Richer African countries will soon be shut out of European carbon markets and poorer ones are experiencing difficulties in accessing finance and meeting European Union standards.
Time is running out for carbon credit project developers in richer African countries who want to sell credits to Europe.
Last year, the European Union, currently the world's biggest buyer, ruled it would only buy carbon credits from least developed countries (LDCs) from 2013 onwards.
Carbon markets aim to encourage sustainable development by allowing poorer countries to offset the greenhouse gas emissions of the rich world.
Projects have to meet strict criteria in order to be registered by the United Nations Clean Development Mechanism (CDM), which issues tradable carbon credits.
In practice, much of the benefit goes to richer and larger developing countries.
Almost 80% of CDM projects are in India, Mexico, China and Brazil. Africa makes up just 2.9% of the total and is home to 260 out of more than 4,000 projects.
Fewer than 35 CDM projects are located in the 33 poorest African countries, according to the UN Environment Programme, partly because poorer African countries lack the large industrial sectors that the CDM is meant to incentivise.
Gambia's submission to the UN on behalf of the LDC group in March outlines some of the barriers to developing carbon- offset projects in these countries.
"Due to limited capacity, high transaction costs, political and economic risks, and technical characteristics of LDCs, the CDM has failed to reach many of its intended beneficiaries in the LDCs," the Gambian delegation explained.
The EU regulation recognises that subsidies for large emerging economies are politically unpalatable.
Existing CDM projects – and any project that is registered with the CDM's executive board and is receiving credits – will be able to continue selling credits to European countries.
New developers are rushing to make the 31 December deadline but, because it can frequently take two years or more to complete registration, many will not make the cut-off date.

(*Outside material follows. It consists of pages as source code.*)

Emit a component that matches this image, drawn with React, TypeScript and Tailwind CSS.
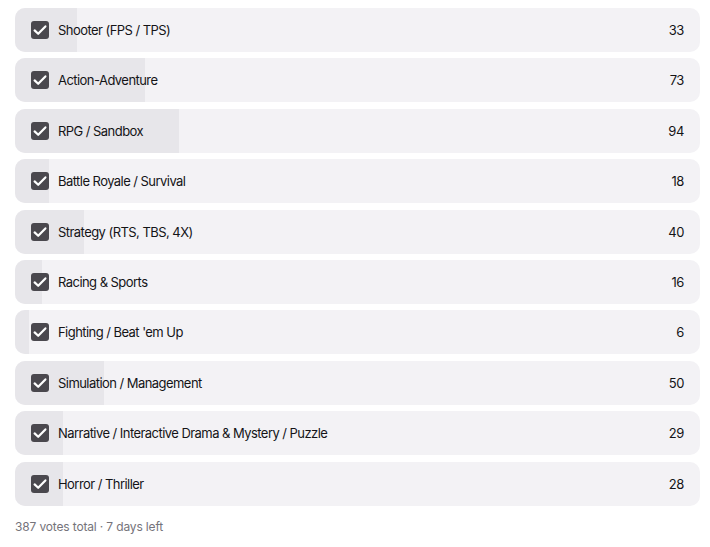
import React from "react";

const options: [string, number][] = [
  ["Shooter (FPS / TPS)", 33],
  ["Action-Adventure", 73],
  ["RPG / Sandbox", 94],
  ["Battle Royale / Survival", 18],
  ["Strategy (RTS, TBS, 4X)", 40],
  ["Racing & Sports", 16],
  ["Fighting / Beat 'em Up", 6],
  ["Simulation / Management", 50],
  ["Narrative / Interactive Drama & Mystery / Puzzle", 29],
  ["Horror / Thriller", 28],
];

const total = 387;

export default function App() {
  return (
    <div
      className="min-h-[547px] bg-white pl-[15px] pr-[10px] pt-2"
      style={{ fontFamily: "Inter, 'Noto Sans', sans-serif" }}
    >
      <div className="flex flex-col gap-[6.4px]">
        {options.map(([label, votes]) => {
          const pct = Math.round((votes / total) * 100);
          return (
            <div
              key={label}
              className="relative flex h-[44px] items-center overflow-hidden rounded-[10px] bg-[#f3f2f5] pl-4 pr-4"
            >
              <div
                className="absolute left-0 top-0 h-full bg-[#e7e6ea]"
                style={{ width: `${pct}%` }}
              />
              <div className="relative flex h-[18px] w-[18px] items-center justify-center rounded-[3px] bg-[#4a484e]">
                <svg width="18" height="18" viewBox="0 0 18 18" fill="none">
                  <path
                    d="M3.6 9.4 L7.2 12.8 L14.4 5.4"
                    stroke="white"
                    strokeWidth="2.2"
                    strokeLinecap="round"
                    strokeLinejoin="round"
                  />
                </svg>
              </div>
              <span className="relative ml-[9px] text-[13px] leading-5 tracking-[-0.55px] text-[#141417]">{label}</span>
              <span className="relative ml-auto text-[13px] leading-5 tracking-[-0.4px] text-[#141417]">{votes}</span>
            </div>
          );
        })}
      </div>
      <div className="mt-[13px] text-[12px] leading-4 tracking-[-0.15px] text-[#75737a]">387 votes total · 7 days left</div>
    </div>
  );
}
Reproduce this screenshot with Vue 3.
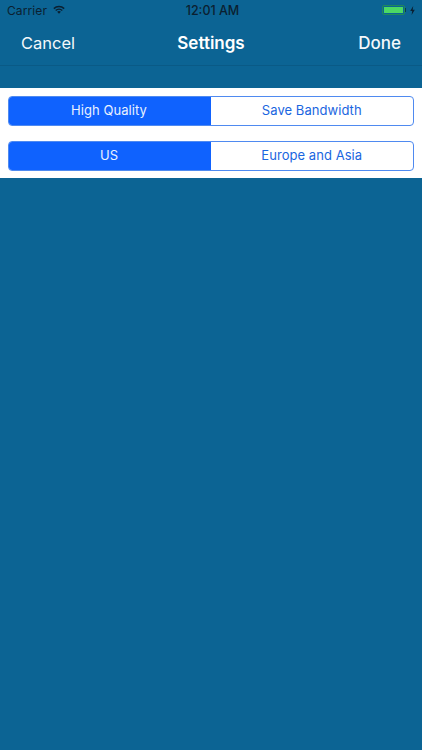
<script setup>
const groups = [
  ['High Quality', 'Save Bandwidth'],
  ['US', 'Europe and Asia'],
]
</script>

<template>
  <div class="screen">
    <header class="top">
      <div class="status">
        <div class="status-left">
          <span class="carrier">Carrier</span>
          <svg class="wifi" width="12" height="9" viewBox="0 0 13 10">
            <path d="M0.2 3.4A9 9 0 0 1 12.8 3.4L11.7 4.6A7.4 7.4 0 0 0 1.3 4.6Z" fill="#0b1f30" />
            <path d="M2.3 5.5A6 6 0 0 1 10.7 5.5L9.6 6.7A4.4 4.4 0 0 0 3.4 6.7Z" fill="#0b1f30" />
            <path d="M4.4 7.6A3 3 0 0 1 8.6 7.6L6.5 9.8Z" fill="#0b1f30" />
          </svg>
        </div>
        <span class="time">12:01 AM</span>
        <div class="status-right">
          <span class="battery"><span class="level"></span></span>
          <span class="nub"></span>
          <svg class="bolt" width="5" height="9" viewBox="0 0 5 9">
            <path d="M3.2 0L0.2 5H2.2L1.6 9L4.8 3.7H2.7Z" fill="#0b1f30" />
          </svg>
        </div>
      </div>
      <nav class="nav">
        <span class="nav-btn cancel">Cancel</span>
        <span class="title">Settings</span>
        <span class="nav-btn done">Done</span>
      </nav>
    </header>
    <section class="panel">
      <div v-for="g in groups" :key="g[0]" class="segment">
        <div class="seg on"><span class="label">{{ g[0] }}</span></div>
        <div class="seg"><span class="label">{{ g[1] }}</span></div>
      </div>
    </section>
  </div>
</template>

<style>
html, body { margin: 0; background: #0c6494; }
</style>

<style scoped>
.screen {
  width: 422px;
  height: 750px;
  overflow: hidden;
  background: #0c6494;
  font-family: Inter, "Liberation Sans", sans-serif;
}
.top {
  height: 65px;
  border-bottom: 1px solid #0a5a86;
}
.status {
  height: 20px;
  display: grid;
  grid-template-columns: 1fr auto 1fr;
  align-items: center;
  padding: 0 7px;
  color: #0b1f30;
  font-size: 12px;
}
.status-left { display: flex; align-items: center; gap: 6px; }
.carrier { letter-spacing: 0.1px; }
.wifi { margin-top: -1px; }
.time { font-weight: 500; font-size: 12.5px; margin-left: 3px; }
.status-right { display: flex; align-items: center; justify-content: flex-end; }
.battery {
  width: 23px;
  height: 10px;
  box-sizing: border-box;
  border: 1px solid #1f8a5a;
  border-radius: 2px;
  padding: 1px;
  display: flex;
}
.level { flex: 1; background: #4cd964; }
.nub { width: 1.5px; height: 4px; background: #0b3a50; margin-right: 4px; }
.nav {
  height: 45px;
  display: flex;
  align-items: center;
  justify-content: space-between;
  padding: 0 21px;
  color: #fff;
  font-size: 17px;
  position: relative;
}
.nav-btn { color: #f4f8fb; }
.cancel { font-size: 16.5px; }
.done { font-weight: 500; }
.title {
  position: absolute;
  left: 0;
  right: 0;
  text-align: center;
  font-weight: 600;
  pointer-events: none;
}
.panel {
  margin-top: 22px;
  background: #fff;
  height: 90px;
  box-sizing: border-box;
  padding: 8px 8px 0 8px;
  display: flex;
  flex-direction: column;
  gap: 15px;
}
.segment {
  height: 30px;
  display: flex;
  box-sizing: border-box;
  border: 1.5px solid #4f8af0;
  border-radius: 4px;
  overflow: hidden;
  font-size: 13px;
  width: 406px;
}
.seg {
  flex: 1;
  display: flex;
  align-items: center;
  justify-content: center;
  color: #1a66e0;
  letter-spacing: 0.05px;
}
.label { margin-top: -2px; }
.seg.on {
  flex: 0 0 203px;
  background: #0f62fe;
  color: #e9f1ff;
  margin: -1.5px 0 -1.5px -1.5px;
}
</style>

As a result, several African countries will find themselves looking for a new market.
More than 100 CDM projects are in South Africa, Nigeria, Kenya, Egypt and Morocco – and none of these countries qualify for LDC status.
Developers in these countries will need to seek out new buyers – perhaps in a new carbon market being developed in Australia. China and South Korea are also planning carbon markets.
There are other concerns for developers. "Current prices are not that encouraging," says Lodewijk Nell, director of Johannesburg-based carbon developer EcoMetrix Africa.
Policy uncertainty and an oversupply of carbon credits in a sluggish economy have weakened the market considerably in the past two years.
The carbon price hit a record low of $3 per tonne on 30 August.
Investors in LDCs are looking for new ways to enter the market.
One way to create industrial-size projects is known as a 'programme of activities' or 'programmatic CDM', which allows the same activity – such as efficient cookstoves or solar water heaters – to be replicated on many different sites.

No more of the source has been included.